As I pointed out before: this isn't comparing SpaceX of the present to NASA of the 1960s, which would be a very unfair comparison for the reasons you're saying. Its comparing SpaceX to the NASA of now -- which can use exactly the same developed technologies. Somehow NASA has ended up doing things that cost 10x as much and are destined to be cancelled due to the realities of a system that is rooted in politics.
Many of us involved with the space program are simply fed up and want to try something, anything, different that might make things work better than the failure of the past 30 years to develop a viable launch vehicle using cost-plus contracts. This isn't gov't vs. corporations.
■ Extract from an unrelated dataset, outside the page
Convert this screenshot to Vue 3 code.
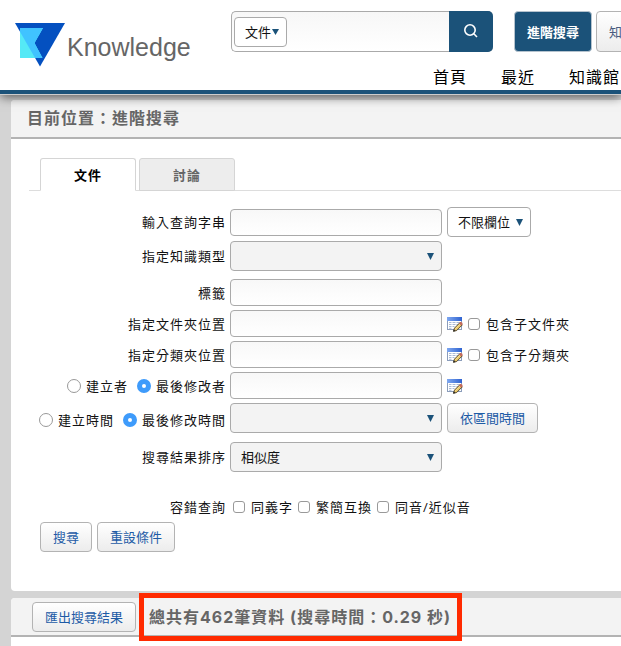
<script setup>
import { ref } from 'vue'

const scope = ref('文件')
const field = ref('不限欄位')
const sort = ref('相似度')
const by = ref('modifier')
const timeBy = ref('modified')
const tab = ref('文件')
const tabs = ['文件', '討論']
const navItems = ['首頁', '最近', '知識館']
const fuzzy = ['同義字', '繁簡互換', '同音/近似音']
const folders = [
  { id: 'folder', label: '指定文件夾位置', sub: '包含子文件夾' },
  { id: 'category', label: '指定分類夾位置', sub: '包含子分類夾' },
]
</script>

<template>
  <div class="page">
    <svg width="0" height="0" class="defs" aria-hidden="true">
      <defs>
        <linearGradient id="edit-head" x1="0" y1="0" x2="1" y2="0">
          <stop offset="0" stop-color="#7fa8f0" />
          <stop offset="1" stop-color="#2f62d0" />
        </linearGradient>
        <symbol id="edit" viewBox="0 0 16 16">
          <rect x="0" y="1" width="15" height="13" fill="#8b9dbb" />
          <rect x="0" y="1" width="15" height="4" fill="url(#edit-head)" />
          <rect x="1" y="5" width="13" height="8" fill="#fff" />
          <path d="M2 6.500h2.500M5.500 6.500h3M9.500 6.500h3.500M2 8.500h2.500M5.500 8.500h3M9.500 8.500h3M2 10.500h2.500M5.500 10.500h2M2 12.300h2.500" stroke="#a9bad6" stroke-width="1" />
          <path d="M6.500 15.300l1-3.200 5.500-5.500 2.300 2.200-5.600 5.700z" fill="#e9c767" stroke="#4b3c22" stroke-width=".9" />
          <path d="M8.500 12.700l4.900-4.900" stroke="#fbe9a6" stroke-width=".8" />
          <path d="M12 7.400l1.200-1.300c1.300-.8 2.900.8 2.200 2.200l-1.200 1.300z" fill="#c4695a" />
          <path d="M6.200 15.600l.6-2.100 1.700 1.600z" fill="#222" />
        </symbol>
      </defs>
    </svg>

    <header class="top">
      <a class="logo" href="#" aria-label="Knowledge">
        <svg width="50" height="44" viewBox="0 0 50 44" aria-hidden="true">
          <path d="M0 0H50L25 43.500z" fill="#0450c0" />
          <path d="M5 5H28L19.500 20 27.500 35H5z" fill="#55e9f6" />
          <path d="M5 5H28L19.500 20 27.500 35H20.100L5 8.700z" fill="#40c3ff" />
        </svg>
        <span class="brand">Knowledge</span>
      </a>
      <div class="tools">
        <div class="tool-row">
          <form class="search" @submit.prevent>
            <span class="pick scope">
              <select v-model="scope" aria-label="搜尋範圍"><option>文件</option></select>
              <svg width="7" height="6" viewBox="0 0 7 6"><path d="M0 0h7L3.500 6z" /></svg>
            </span>
            <input type="text" class="keyword" aria-label="關鍵字" />
            <button class="go" aria-label="搜尋">
              <svg width="16" height="16" viewBox="0 0 16 16" fill="none" stroke="#fff" stroke-width="1.600"><circle cx="7" cy="6" r="5.200" /><path d="M10.800 9.800l3.200 3.200" /></svg>
            </button>
          </form>
          <button class="btn advanced">進階搜尋</button>
          <button class="btn more">知</button>
        </div>
        <nav class="nav"><a v-for="n in navItems" :key="n" href="#">{{ n }}</a></nav>
      </div>
    </header>

    <main class="main">
      <section class="panel">
        <h1 class="bar title">目前位置：進階搜尋</h1>
        <div class="tabs" role="tablist">
          <button v-for="t in tabs" :key="t" role="tab" class="tab" :class="{ active: tab === t }" :aria-selected="tab === t" @click="tab = t">{{ t }}</button>
        </div>

        <form class="form" @submit.prevent>
          <div class="row tall">
            <label class="label" for="query">輸入查詢字串</label>
            <input id="query" type="text" class="text" />
            <span class="pick field">
              <select v-model="field" aria-label="查詢欄位"><option>不限欄位</option></select>
              <svg width="7" height="7" viewBox="0 0 7 7"><path d="M0 0h7L3.500 7z" /></svg>
            </span>
          </div>
          <div class="row tall">
            <label class="label" for="type">指定知識類型</label>
            <span class="pick wide">
              <select id="type"></select>
              <svg width="7" height="7" viewBox="0 0 7 7"><path d="M0 0h7L3.500 7z" /></svg>
            </span>
          </div>
          <div class="row spaced">
            <label class="label" for="tag">標籤</label>
            <input id="tag" type="text" class="text" />
          </div>
          <div v-for="f in folders" :key="f.id" class="row">
            <label class="label" :for="f.id">{{ f.label }}</label>
            <input :id="f.id" type="text" class="text" />
            <button type="button" class="edit" :aria-label="f.label"><svg width="16" height="16"><use href="#edit" /></svg></button>
            <label class="option"><input type="checkbox" />{{ f.sub }}</label>
          </div>
          <div class="row">
            <div class="label choices">
              <label class="option"><input v-model="by" type="radio" name="by" value="creator" />建立者</label>
              <label class="option"><input v-model="by" type="radio" name="by" value="modifier" />最後修改者</label>
            </div>
            <input type="text" class="text" aria-label="人員" />
            <button type="button" class="edit" aria-label="選擇人員"><svg width="16" height="16"><use href="#edit" /></svg></button>
          </div>
          <div class="row tall">
            <div class="label choices low">
              <label class="option"><input v-model="timeBy" type="radio" name="time" value="created" />建立時間</label>
              <label class="option"><input v-model="timeBy" type="radio" name="time" value="modified" />最後修改時間</label>
            </div>
            <span class="pick wide">
              <select aria-label="時間"></select>
              <svg width="7" height="7" viewBox="0 0 7 7"><path d="M0 0h7L3.500 7z" /></svg>
            </span>
            <button type="button" class="btn">依區間時間</button>
          </div>
          <div class="row tall sort">
            <label class="label" for="sort">搜尋結果排序</label>
            <span class="pick wide">
              <select id="sort" v-model="sort"><option>相似度</option></select>
              <svg width="7" height="7" viewBox="0 0 7 7"><path d="M0 0h7L3.500 7z" /></svg>
            </span>
          </div>
          <div class="row fuzzy">
            <span class="label">容錯查詢</span>
            <label v-for="z in fuzzy" :key="z" class="option"><input type="checkbox" />{{ z }}</label>
          </div>
          <div class="actions">
            <button class="btn">搜尋</button>
            <button type="reset" class="btn">重設條件</button>
          </div>
        </form>
      </section>

      <section class="panel results">
        <div class="bar">
          <button class="btn">匯出搜尋結果</button>
          <h2 class="summary">總共有462筆資料 (搜尋時間：0.29 秒)</h2>
        </div>
      </section>
    </main>
  </div>
</template>

<style>
body { background: #d4d4d4; }
</style>

<style scoped>
.page {
  display: flex;
  flex-direction: column;
  min-height: 100vh;
  overflow: hidden;
  font: 13px/20px "Open Sans", "Noto Sans CJK TC", sans-serif;
  color: #111;
}
.page * { box-sizing: border-box; }
.defs { display: block; height: 0; flex: none; }
button, input, select { margin: 0; font: inherit; color: inherit; }
button { cursor: pointer; }
a { color: inherit; text-decoration: none; }

.top {
  position: relative;
  display: flex;
  height: 94px;
  background: #fff;
  border-bottom: 4px solid #1b5279;
  box-shadow: 0 1px 0 #ccc, 0 3px 10px rgba(0, 0, 0, .6);
}
.logo {
  display: flex;
  flex: none;
  gap: 2px;
  width: 231px;
  padding: 23px 0 0 15px;
}
.brand {
  font: 25px/48px "Liberation Sans", sans-serif;
  color: #666;
}
.tools { flex: 1; min-width: 0; padding-top: 11px; }
.tool-row { display: flex; gap: 4px; height: 41px; }
.search {
  display: flex;
  flex: none;
  align-items: center;
  width: 262px;
  margin-right: 17px;
  padding-left: 2px;
  border: 1px solid #aaa;
  border-right: 0;
  border-radius: 5px;
  background: linear-gradient(#f7f7f7, #fff);
}
.keyword { flex: 1; min-width: 0; height: 36px; border: 0; background: none; outline: 0; }
.go {
  display: grid;
  place-items: center;
  align-self: stretch;
  width: 44px;
  margin: -1px 0;
  padding: 0;
  border: 0;
  border-radius: 0 5px 5px 0;
  background: #1b5279;
}
.nav {
  display: flex;
  gap: 34px;
  margin-top: 12px;
  padding-left: 202px;
  font-size: 16px;
  line-height: 26px;
  letter-spacing: 1px;
  white-space: nowrap;
  color: #000;
}

.btn {
  flex: none;
  height: 30px;
  padding: 0 12px;
  border: 1px solid #b3b3b3;
  border-radius: 4px;
  background: linear-gradient(#fff, #ececec);
  color: #1d5ba6;
  white-space: nowrap;
}
.tool-row .btn { height: 41px; }
.btn.advanced { border-color: #b5c3ce; background: #1b5279; color: #fff; font-weight: 700; }
.btn.more { min-width: 60px; text-align: left; color: #4a5c80; }

.pick { display: grid; flex: none; align-items: center; }
.pick select {
  grid-area: 1 / 1;
  width: 100%;
  height: 30px;
  padding: 0 18px 0 10px;
  border: 1px solid #aaa;
  border-radius: 4px;
  background: #fff;
  appearance: none;
}
.pick svg {
  grid-area: 1 / 1;
  justify-self: end;
  margin-right: 8px;
  fill: #1b5279;
  pointer-events: none;
}
.wide { width: 212px; }
.wide select { background: #f3f3f3; }
.field { width: 84px; }
.scope { width: 53px; }
.scope select { padding-right: 14px; }

.main {
  display: flex;
  flex: 1;
  flex-direction: column;
  gap: 7px;
  padding: 6px 0 0 11px;
}
.panel { border-radius: 4px 0 0 4px; background: #fff; }
.results { flex: 1; border-radius: 4px 0 0 0; }
.bar {
  display: flex;
  align-items: center;
  height: 39px;
  margin: 0;
  border-bottom: 2px solid #b3b3b3;
  border-radius: 4px 0 0 0;
  background: #f3f3f3;
}
.title, .summary {
  font-size: 16px;
  font-weight: 700;
  letter-spacing: 1px;
  white-space: nowrap;
  color: #666;
}
.title { padding: 0 0 2px 16px; }

.tabs {
  display: flex;
  gap: 3px;
  margin: 19px 0 0 18px;
  padding-left: 11px;
  height: 33px;
  border-bottom: 1px solid #ddd;
}
.tab {
  width: 96px;
  height: 33px;
  padding: 0;
  border: 1px solid #d5d5d5;
  border-radius: 3px 3px 0 0;
  background: #ededed;
  color: #666;
  font-weight: 700;
  letter-spacing: 1px;
}
.tab.active { border-bottom-color: #fff; background: #fff; color: #000; }

.form { padding: 16px 0 39px; }
.row {
  display: flex;
  align-items: center;
  gap: 5px;
  height: 27px;
  margin-bottom: 4px;
  letter-spacing: 1px;
  white-space: nowrap;
}
.tall { height: 30px; }
.spaced { margin-top: 8px; }
.row .pick, .row .btn { letter-spacing: normal; }
.label { flex: none; width: 215px; margin-right: -1px; text-align: right; }
.low { padding-top: 4px; }
.choices { display: flex; justify-content: flex-end; gap: 9px; }
.text {
  width: 212px;
  height: 27px;
  padding: 0 8px;
  border: 1px solid #aaa;
  border-radius: 4px;
  background: linear-gradient(#f8f8f8, #fff);
}
.edit { display: grid; padding: 0; border: 0; background: none; }
.option { display: flex; align-items: center; gap: 6px; }
.choices .option { gap: 5px; }
.option input {
  width: 12px;
  height: 12px;
  border: 1px solid #999;
  border-radius: 3px;
  background: #fff;
  appearance: none;
}
.option input[type="checkbox"]:checked { background: #3e96f5; }
.option input[type="radio"] { width: 14px; height: 14px; border-radius: 50%; }
.option input[type="radio"]:checked { border: 5px solid #3e9bfb; }
.sort { margin-top: 9px; }
.fuzzy { margin: 21px 0 2px; }
.fuzzy .label { margin-right: 2px; }
.actions { display: flex; gap: 5px; padding-left: 29px; }

.results .bar { gap: 8px; padding-left: 21px; }
.summary {
  position: relative;
  margin: 0;
  padding: 0 6px 0 5px;
  font-family: Inter, "Noto Sans CJK TC", sans-serif;
  line-height: 38px;
  outline: 5px solid #ff2a00;
}
</style>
Its behemoths that suckle at the gov't teat and profit off of the taxpayer vs. smaller entrepreneurial ventures. The people who get the most out of the current system are the higher-ups at Boeing, Lockheed and ATK, and the politicians who get the votes from bringing the pork home.
You can have good and bad gov't programs: the unmanned programs and aeronautical research are astounding at NASA. Its just that in manned spaceflight, the JSC/MSFC way of doing things has demonstrated itself as insufficient. For basic launch services, things that don't require new research and insane amounts of risk, we're better off going with a more standard contracting method: the government purchases a service for a fixed-price rather than paying for development and paying for overruns as well. Its not idealogical, its practical.